In other words, title is strong, but enforcement must remain lawful.
XX. Common Real-World Scenarios
Several recurring patterns illustrate how the law works.
A. Stranger builds a house on titled land knowing it belongs to another
This is a weak case for the occupant. Long stay does not usually create ownership, and bad faith undermines improvement claims.
B. Family allowed to stay for decades on titled ancestral lot
This may involve tolerance, family arrangement, or succession issues. Ownership may still follow title, but ejectment may not be as simple as removing strangers.
C. Occupant bought the land informally but title remained elsewhere
This may produce contractual or equitable disputes, not mere squatting analysis.

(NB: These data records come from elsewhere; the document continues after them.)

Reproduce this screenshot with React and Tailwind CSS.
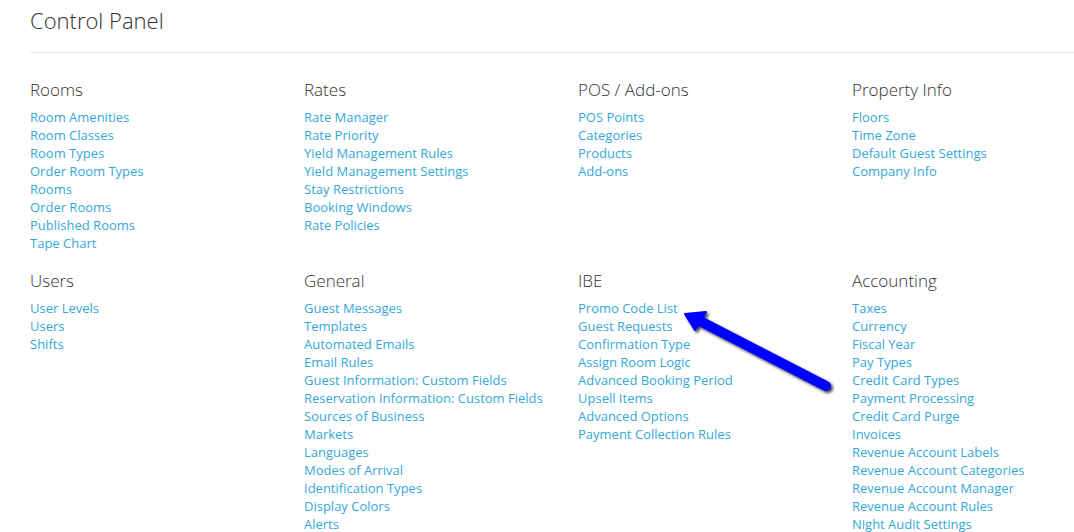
const sections = [
  {
    title: 'Rooms',
    links: ['Room Amenities', 'Room Classes', 'Room Types', 'Order Room Types', 'Rooms', 'Order Rooms', 'Published Rooms', 'Tape Chart'],
  },
  {
    title: 'Rates',
    links: ['Rate Manager', 'Rate Priority', 'Yield Management Rules', 'Yield Management Settings', 'Stay Restrictions', 'Booking Windows', 'Rate Policies'],
  },
  { title: 'POS / Add-ons', links: ['POS Points', 'Categories', 'Products', 'Add-ons'] },
  { title: 'Property Info', links: ['Floors', 'Time Zone', 'Default Guest Settings', 'Company Info'] },
  { title: 'Users', links: ['User Levels', 'Users', 'Shifts'] },
  {
    title: 'General',
    links: [
      'Guest Messages', 'Templates', 'Automated Emails', 'Email Rules', 'Guest Information: Custom Fields',
      'Reservation Information: Custom Fields', 'Sources of Business', 'Markets', 'Languages', 'Modes of Arrival',
      'Identification Types', 'Display Colors', 'Alerts',
    ],
  },
  {
    title: 'IBE',
    links: [
      'Promo Code List', 'Guest Requests', 'Confirmation Type', 'Assign Room Logic', 'Advanced Booking Period',
      'Upsell Items', 'Advanced Options', 'Payment Collection Rules',
    ],
  },
  {
    title: 'Accounting',
    links: [
      'Taxes', 'Currency', 'Fiscal Year', 'Pay Types', 'Credit Card Types', 'Payment Processing', 'Credit Card Purge',
      'Invoices', 'Revenue Account Labels', 'Revenue Account Categories', 'Revenue Account Manager',
      'Revenue Account Rules', 'Night Audit Settings',
    ],
  },
];

function Section({ section }) {
  return (
    <div>
      <h3 className="text-[17px] leading-[24px] font-light text-[#333]">{section.title}</h3>
      <ul className="mt-[6px]">
        {section.links.map((l) => (
          <li key={l} className="text-[13px] leading-[18px] text-[#35a8d8]">
            <a href="#">{l}</a>
          </li>
        ))}
      </ul>
    </div>
  );
}

function Arrow() {
  return (
    <svg className="absolute left-0 top-0 pointer-events-none" width="1074" height="532">
      <defs>
        <filter id="sh" x="-20%" y="-20%" width="140%" height="140%">
          <feDropShadow dx="2" dy="2" stdDeviation="1.5" floodColor="#000" floodOpacity="0.75" />
        </filter>
      </defs>
      <g filter="url(#sh)">
        <line x1="826" y1="386" x2="698" y2="320" stroke="#0000ff" strokeWidth="10" strokeLinecap="round" />
        <polygon points="685,314 706,312 695,330" fill="#0000ff" stroke="#0000ff" strokeWidth="2" strokeLinejoin="round" />
      </g>
    </svg>
  );
}

export default function App() {
  return (
    <div className="relative w-[1074px] h-[532px] overflow-hidden bg-white pl-[30px] pt-[5px]" style={{ fontFamily: '"Open Sans", sans-serif' }}>
      <h1 className="text-[22px] leading-[31px] font-light text-[#333]">Control Panel</h1>
      <div className="mt-[16px] border-t border-[#e5e5e5]" />
      <div className="mt-[25px] grid grid-cols-[274px_274px_274px_274px] gap-y-[17px]">
        {sections.map((s) => (
          <Section key={s.title} section={s} />
        ))}
      </div>
      <Arrow />
    </div>
  );
}
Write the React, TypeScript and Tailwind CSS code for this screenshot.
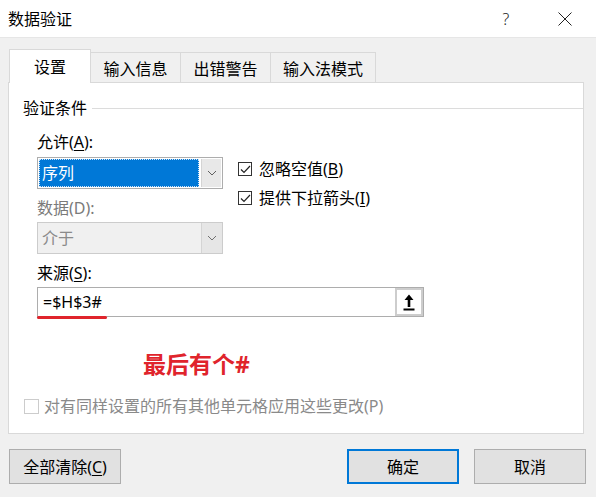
import React from 'react'

const font = { fontFamily: '"Noto Sans", "Noto Sans CJK SC", sans-serif' }

function Chevron({ color = '#606060' }: { color?: string }) {
  return (
    <svg width="10" height="6" viewBox="0 0 10 6" fill="none">
      <path d="M1 1l4 4 4-4" stroke={color} strokeWidth="1" />
    </svg>
  )
}

function Check() {
  return (
    <svg width="11" height="9" viewBox="0 0 11 9" fill="none">
      <path d="M1 4.5l3 3L10 1" stroke="#222" strokeWidth="1.2" />
    </svg>
  )
}

function CheckRow({ children }: { children: React.ReactNode }) {
  return (
    <div className="flex items-center leading-[20px]">
      <span className="flex h-[14px] w-[14px] items-center justify-center border border-[#333] bg-white">
        <Check />
      </span>
      <span className="ml-[7px]">{children}</span>
    </div>
  )
}

export default function App() {
  return (
    <div className="h-[497px] w-[596px] overflow-hidden bg-[#f0f0f0] text-[16px] text-black" style={font}>
      {/* title bar */}
      <div className="flex h-[38px] items-center border-b border-[#e6e6e6] bg-white pl-2">
        <span className="leading-[20px]">数据验证</span>
        <span className="ml-auto w-[10px] text-center text-[16px] font-light leading-[20px] text-[#222]">?</span>
        <svg className="ml-[47px] mr-[24px]" width="14" height="14" viewBox="0 0 14 14" fill="none">
          <path d="M0.5 0.5l13 13M13.5 0.5l-13 13" stroke="#222" strokeWidth="1" />
        </svg>
      </div>

      {/* tabs */}
      <div className="flex items-end pl-[9px] pt-[11px]">
        <div className="relative z-10 -mb-px flex h-[34px] w-[82px] items-center justify-center border border-b-0 border-[#d9d9d9] bg-white leading-[20px]">
          设置
        </div>
        {[
          { label: '输入信息', w: 'w-[90px]' },
          { label: '出错警告', w: 'w-[90px]' },
          { label: '输入法模式', w: 'w-[105px]' },
        ].map((t) => (
          <div
            key={t.label}
            className={`flex h-[30px] items-center justify-center border border-b-0 border-l-0 border-[#d9d9d9] bg-[#f0f0f0] pt-[3px] leading-[20px] ${t.w}`}
          >
            {t.label}
          </div>
        ))}
      </div>

      {/* panel */}
      <div className="ml-2 h-[352px] w-[576px] border border-[#d9d9d9] bg-white">
        <div className="mt-[15px] flex items-center pl-[14px]">
          <span className="leading-[20px]">验证条件</span>
          <div className="ml-[5px] h-px flex-1 bg-[#dcdcdc]" />
        </div>

        <div className="pl-[28px]">
          <div className="mt-[14px] leading-[20px]">
            允许(<span className="underline underline-offset-2">A</span>):
          </div>

          <div className="mt-[5px] flex">
            <div className="w-[186px]">
              <div className="flex h-[32px] border border-[#adadad] bg-white p-px">
                <div className="flex flex-1 items-center border border-dotted border-[#cfe3f5] bg-[#0078d7] pl-[2px] leading-[20px] text-white">
                  序列
                </div>
                <div className="ml-[2px] flex w-[20px] items-center justify-center border-l border-[#d4d4d4] bg-[#e8e8e8]">
                  <Chevron />
                </div>
              </div>

              <div className="mt-[9px] leading-[20px] text-[#7a7a7a]">数据(D):</div>

              <div className="mt-[4px] flex h-[32px] border border-[#cccccc] bg-[#f0f0f0]">
                <div className="flex flex-1 items-center pl-[4px] leading-[20px] text-[#8a8a8a]">介于</div>
                <div className="flex w-[21px] items-center justify-center border-l border-[#d4d4d4] bg-[#e6e6e6]">
                  <Chevron color="#707070" />
                </div>
              </div>
            </div>

            <div className="ml-[15px] mt-[2px] flex flex-col gap-[9px]">
              <CheckRow>
                忽略空值(<span className="underline underline-offset-2">B</span>)
              </CheckRow>
              <CheckRow>
                提供下拉箭头(<span className="underline underline-offset-2">I</span>)
              </CheckRow>
            </div>
          </div>

          <div className="mt-[9px] leading-[20px]">
            来源(<span className="underline underline-offset-2">S</span>):
          </div>

          <div className="relative mt-[4px] flex h-[30px] w-[387px] border border-[#adadad] bg-white">
            <div className="flex flex-1 items-center pl-[5px] leading-[20px]">=$H$3#</div>
            <div className="flex w-[28px] items-center justify-center border-[2px] border-[#cdcdcd] bg-white">
              <svg width="12" height="17" viewBox="0 0 12 17" fill="none">
                <path d="M6 0.5L10.5 6H7.3v7H4.7V6H1.5z" fill="#000" />
                <rect x="0.5" y="14.5" width="11" height="2" fill="#000" />
              </svg>
            </div>
            <div className="absolute left-[-1px] top-full h-[3px] w-[70px] rounded-full bg-[#e0242c]" />
          </div>

          <div className="ml-[106px] mt-[32px] text-[23px] font-bold leading-[30px] text-[#e0242c]">
            最后有个#
          </div>
        </div>

        <div className="mt-[17px] flex items-center pl-[15px] leading-[20px] text-[#8a8a8a]">
          <span className="h-[15px] w-[15px] border border-[#cccccc] bg-white" />
          <span className="ml-[5px]">对有同样设置的所有其他单元格应用这些更改(P)</span>
        </div>
      </div>

      {/* buttons */}
      <div className="mt-[15px] flex pl-[9px] pr-[10px]">
        <button className="h-[35px] w-[112px] border border-[#adadad] bg-[#e1e1e1] leading-[20px]">
          全部清除(<span className="underline underline-offset-2">C</span>)
        </button>
        <button className="ml-auto h-[35px] w-[112px] border-2 border-[#0078d7] bg-[#e1e1e1] leading-[20px]">
          确定
        </button>
        <button className="ml-[15px] h-[35px] w-[112px] border border-[#adadad] bg-[#e1e1e1] leading-[20px]">
          取消
        </button>
      </div>
    </div>
  )
}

D. Farmer occupies titled land under real tenancy
Agrarian law may create strong occupancy rights despite title.
E. Urban informal settlers on titled private land
No automatic ownership arises, but eviction and demolition are still regulated and cannot be done arbitrarily.

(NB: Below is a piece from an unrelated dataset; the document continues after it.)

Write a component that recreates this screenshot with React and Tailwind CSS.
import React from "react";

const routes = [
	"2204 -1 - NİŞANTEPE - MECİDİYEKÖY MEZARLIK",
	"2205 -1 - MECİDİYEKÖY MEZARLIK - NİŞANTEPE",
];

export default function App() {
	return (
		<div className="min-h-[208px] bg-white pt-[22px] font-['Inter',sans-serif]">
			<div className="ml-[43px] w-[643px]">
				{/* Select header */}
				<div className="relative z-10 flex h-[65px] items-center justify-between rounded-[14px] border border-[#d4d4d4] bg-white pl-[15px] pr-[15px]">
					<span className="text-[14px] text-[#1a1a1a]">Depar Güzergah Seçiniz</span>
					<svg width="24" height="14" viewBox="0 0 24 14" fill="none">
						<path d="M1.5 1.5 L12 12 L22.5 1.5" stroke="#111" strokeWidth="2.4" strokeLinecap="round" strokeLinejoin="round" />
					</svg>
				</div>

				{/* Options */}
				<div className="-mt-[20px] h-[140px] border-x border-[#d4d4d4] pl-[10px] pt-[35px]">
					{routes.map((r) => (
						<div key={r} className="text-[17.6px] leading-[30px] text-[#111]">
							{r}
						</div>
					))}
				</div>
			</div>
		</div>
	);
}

F. Occupant built substantial improvements believing the lot was theirs
Builder-in-good-faith issues may become central.
XXI. Practical Legal Questions That Must Be Asked
To assess the rights of a long-term occupant on titled land, the right questions are:
- Is the title valid and in whose name?
- Is the land agricultural or urban?
- How did the occupancy begin?
- Was there permission, lease, sale, tolerance, or force?
- Did the occupant build improvements?
- Was the occupant in good faith or bad faith?
- Is the occupant a tenant, heir, buyer, or mere intruder?
- Are there special statutory protections?
- Has the owner used proper legal process?
These questions matter far more than simply asking, “How long have you been there?”
XXII. Conclusion
In the Philippines, long-term occupants on titled land do not usually acquire ownership merely by staying there for many years. The Torrens title system strongly protects registered ownership, and prescription generally does not operate against valid registered land in the ordinary way many people imagine. But that does not mean long-term occupants are always rightless. Depending on the facts, they may still have important rights relating to due process, lawful eviction, tenancy, reimbursement for improvements, good-faith building, contractual possession, family claims, or urban poor protections.
The true legal rule is therefore neither extreme. Long occupation is not a magic path to ownership of titled land. Yet titled ownership is not a license to ignore the occupant’s legal category or to use force outside the law. Philippine law protects title strongly, but it also requires careful treatment of possession, improvements, vulnerability, and due process.